Use a profiler to spot memory leaks or unusual allocation patterns.
Plan for adequate Metaspace to handle classes and static data.
Keep libraries and frameworks up to date for improved memory efficiency.

Advanced Topics#

After mastering the fundamentals and common best practices, consider these advanced topics for specialized use cases.

Direct and Off-Heap Memory#

Use Cases:
- High-throughput, low-latency network applications (e.g., Netty).
- Large data caches in ephemeral contexts.
Allocation Method:
- ByteBuffer.allocateDirect(int capacity) for direct buffers bypassing the heap.
- Memory is allocated out of the process’s native memory, so it won’t be directly visible in heap usage.
Implications:
- Potential OutOfMemoryError: Direct buffer memory if the limit is reached.
- Requires explicit release or waiting for finalization if using references.

When using direct memory, you must monitor the total process memory usage, not merely heap metrics. Tools like pmap on Linux can reveal your process’s overall footprint.

Memory Barriers and Concurrency#

Java’s concurrency model relies on memory barriers to ensure visibility and ordering:

volatile variables force read and write barriers.
synchronized and Lock frameworks impose ordering constraints.

For performance-critical applications, understanding the Java Memory Model’s ordering rules helps minimize concurrency bugs and ensure correct visibility without unnecessary locking. This knowledge is more about concurrency correctness than memory usage, but it’s integral to advanced performance tuning.

Large Heap vs. Microservices and Containers#

Large Monolithic Heap:
- Potentially up to hundreds of GBs or even TBs with ZGC.
- GC cycles might become more complex, but modern collectors handle it well.
Microservices:
- Often smaller heaps (a few hundred MBs to a couple of GBs).
- Deploy multiple instances for scalability.
Container Constraints:
- Cloud or container orchestration tools (like Kubernetes) often impose CPU and RAM limits.
- The JVM must be tuned to operate within these constraints; otherwise, you risk unexpected OOM kills.

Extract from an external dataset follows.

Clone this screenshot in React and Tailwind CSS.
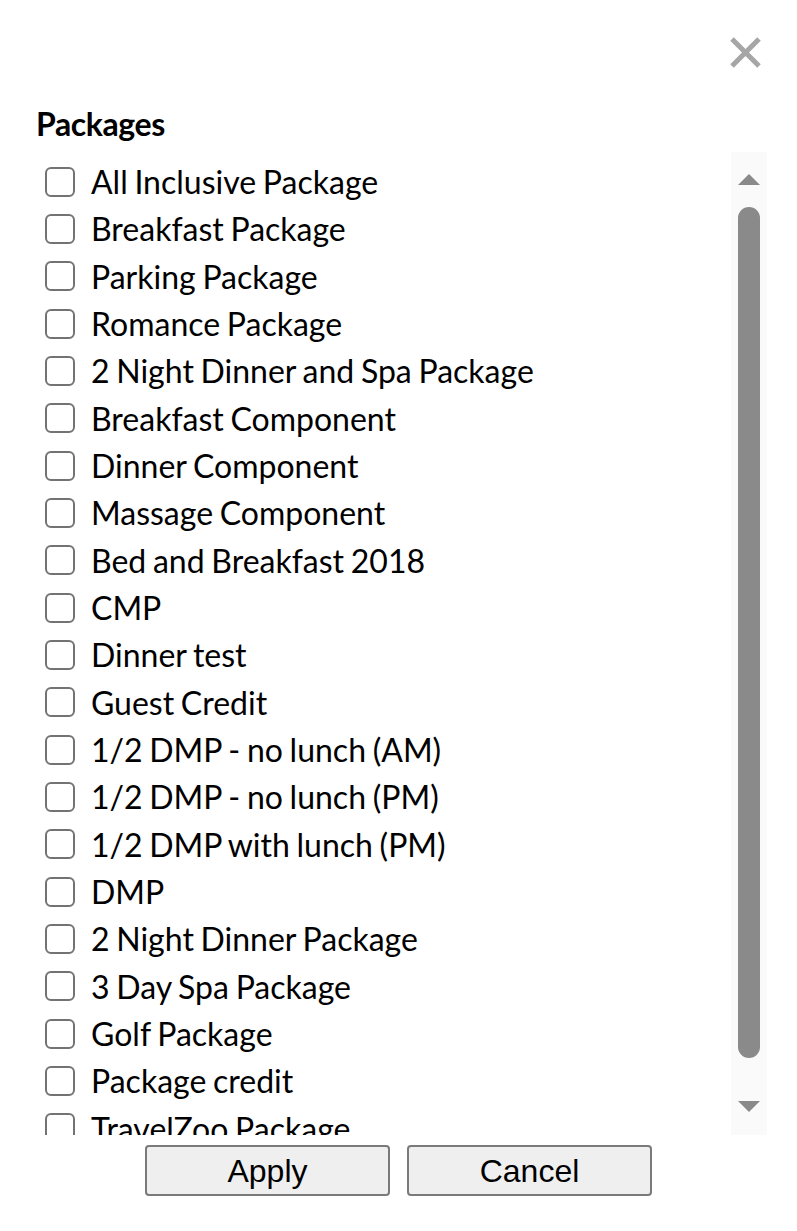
import React from "react";

const packages = [
  "All Inclusive Package",
  "Breakfast Package",
  "Parking Package",
  "Romance Package",
  "2 Night Dinner and Spa Package",
  "Breakfast Component",
  "Dinner Component",
  "Massage Component",
  "Bed and Breakfast 2018",
  "CMP",
  "Dinner test",
  "Guest Credit",
  "1/2 DMP - no lunch (AM)",
  "1/2 DMP - no lunch (PM)",
  "1/2 DMP with lunch (PM)",
  "DMP",
  "2 Night Dinner Package",
  "3 Day Spa Package",
  "Golf Package",
  "Package credit",
  "TravelZoo Package",
  "Wine Package",
];

function CloseIcon() {
  return (
    <svg width="33" height="33" viewBox="0 0 33 33">
      <path d="M3 3 L30 30 M30 3 L3 30" stroke="#a6a6a6" strokeWidth="5" strokeLinecap="butt" />
    </svg>
  );
}

function Scrollbar() {
  return (
    <div className="w-[36px] h-full bg-[#fafafa] flex flex-col items-center pt-[22px] pb-[23px]">
      <svg width="22" height="11" viewBox="0 0 22 11">
        <polygon points="11,0 22,11 0,11" fill="#8a8a8a" />
      </svg>
      <div className="w-[22px] h-[851px] mt-[22px] rounded-full bg-[#8a8a8a]" />
      <div className="flex-1" />
      <svg width="22" height="11" viewBox="0 0 22 11">
        <polygon points="0,0 22,0 11,11" fill="#8a8a8a" />
      </svg>
    </div>
  );
}

export default function App() {
  return (
    <div className="w-[797px] h-[1231px] bg-white flex flex-col" style={{ fontFamily: "Lato, 'Noto Sans', sans-serif" }}>
      <div className="flex justify-end pt-[36px] pr-[35px]">
        <CloseIcon />
      </div>

      <h2 className="mt-[36px] ml-[36px] text-[32px] leading-[38px] font-bold text-black tracking-[-0.4px]">Packages</h2>

      <div className="flex mt-[9px] ml-[36px] mr-[30px] h-[983px]">
        <div className="flex-1 overflow-hidden pt-[6px] pl-[9px]">
          {packages.map((name) => (
            <label key={name} className="flex items-center gap-[16px] h-[47.33px] text-[32px] leading-[47px] text-black whitespace-nowrap [word-spacing:-1.5px]">
              <span className="w-[30px] h-[30px] shrink-0 border-2 border-[#737373] rounded-[6px] bg-white" />
              <span>{name}</span>
            </label>
          ))}
        </div>
        <Scrollbar />
      </div>

      <div className="flex justify-center gap-[17px] mt-[10px]" style={{ fontFamily: "'Liberation Sans', Arial, sans-serif" }}>
        <button className="w-[245px] h-[51px] bg-[#efefef] border-2 border-[#7a7a7a] rounded-[4px] text-[32px] leading-none text-black">Apply</button>
        <button className="w-[245px] h-[51px] bg-[#efefef] border-2 border-[#7a7a7a] rounded-[4px] text-[32px] leading-none text-black">Cancel</button>
      </div>
    </div>
  );
}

A single monolithic JVM might outperform multiple microservices if well-tuned and all processes share data. However, microservices offer flexibility and fault isolation. The choice depends on both technical and organizational factors.

Conclusion#

Memory management in Java is a journey that begins with fundamental concepts—knowing what goes into the heap, stack, and Metaspace—and extends to advanced garbage collector tuning and off-heap optimizations. Modern JVMs offer robust tools and techniques to handle large-scale, high-throughput, and low-latency applications. By monitoring GC logs, picking the right collector, and carefully sizing your heap (and possibly off-heap usage), you can significantly improve both the reliability and efficiency of your Java-based servers.

Whether your focus is microservices with constrained memory footprints or large-scale data processing with terabytes of RAM, mastering Java’s memory management pays dividends in performance, stability, and maintainability. The next step is hands-on experimentation with these tuning parameters in a safe environment—profiling, analyzing GC logs, and iterating until your application reaches its peak.

With the guidelines outlined here, you’re well on your way to delivering Java applications with optimal memory usage and minimal pause times. The JVM can be a powerful ally once you unlock its potential through informed, methodical tuning. Happy optimizing!